Химическим карандашом Майский решительно поставил цифру три и сунул бумажку под узел повязки.
Соседний ранбольной не стонал. Он от боли зубами скрипел. Да так, что даже замутило, но Михаил подавил этот порыв. Нельзя показывать слабость, когда на тебя смотрят с надеждой столько людей.
– Терпи, казак, атаманом будешь, – подбодрил Майский парня.
Боец зубов не разомкнул, смог лишь прошипеть что-то неразборчивое. Его правый глаз смотрел на врача. Левый был скрыт повязкой. Осторожно пробежав пальцами по окровавленным бинтам, парень понял – этого бойца надо срочно на стол. В первую очередь однозначно – множественные осколочные ранения головы, туловища, ног и рук. Большая кровопотеря. Ожог правой руки, на первый взгляд, второй степени. Боль у бойца, наверно, дикая. Как он еще терпит? Как держится? А обезболивающих нет. Да тут большинство бойцов от шока поумирают.
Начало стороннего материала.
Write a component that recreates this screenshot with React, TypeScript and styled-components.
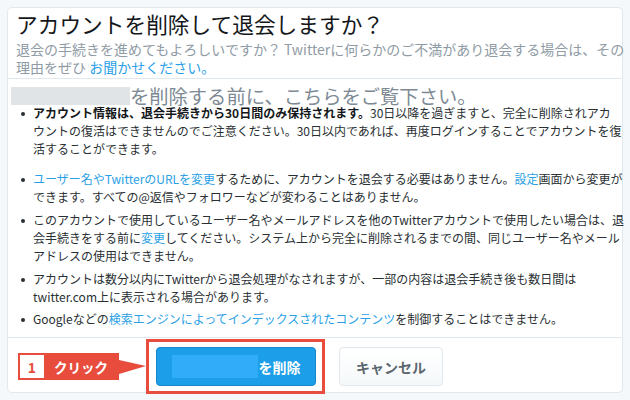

– Санитар! – позвал Маевский, приняв решение.
– Я… – вскинулся один из бойцов.
– Этого на стол несите.
– Нечайка! – Михаил услышал голос Павлова.
– Я, товарищ военврач! – откликнулся один из возниц, помогавших сгружать раненых.
– Что там с лекарствами?
– Должны подвезти, товарищ военврач. Еще помощь обещали.
– Хорошо бы… – буркнул Павлов.
И Маевский был полностью согласен. Без лекарств спасти всех невозможно.
С сортировкой раненых справились быстро. В основном большую часть успел осмотреть Павлов, но у него опыт. Майский же справился только с одиннадцатью бойцами. Всего одиннадцать, но каждого он отправил бы в первую очередь.
– Миша. – Это подошел Павлов. – С тяжелыми будем работать парами. Я с Кошкиной, ты с Меримаа. Не беспокойся, Вилма опытная операционная сестра. Вдвоем вы справитесь, и помни про холодное сердце.
Не так Михаил представлял свою первую самостоятельную операцию. Не так скоро и не при таких условиях. Было страшно ошибиться, что-то сделать не так, сделать больно, не спасти…
Руки подрагивали от волнения, и Маевский усилием воли подавлял свой страх, загоняя его вглубь, заодно пытаясь заставить «гостя» не мешать. А мешало многое – обстановка, знание, что враг уже близко, приближающаяся канонада, стоны и крики оперируемого Павловым.
В отличие от соседа, ранбольной на их столе не стонал. Лишь когда Михаил направлял пулевку в ранканал и пытался захватить им осколок, парень стискивал зубы и напряженно дышал. Здоровый глаз его слезился, и слезы скатывались по щеке, сразу розовея. Когда осколок наконец вынимался, то сразу следовал облегченный выдох, и звон металла об лоток.
– Девятнадцатый… – удивленно считал осколки Михаил.
И это только из конечностей, а еще из туловища осколки доставать. Как же он терпит?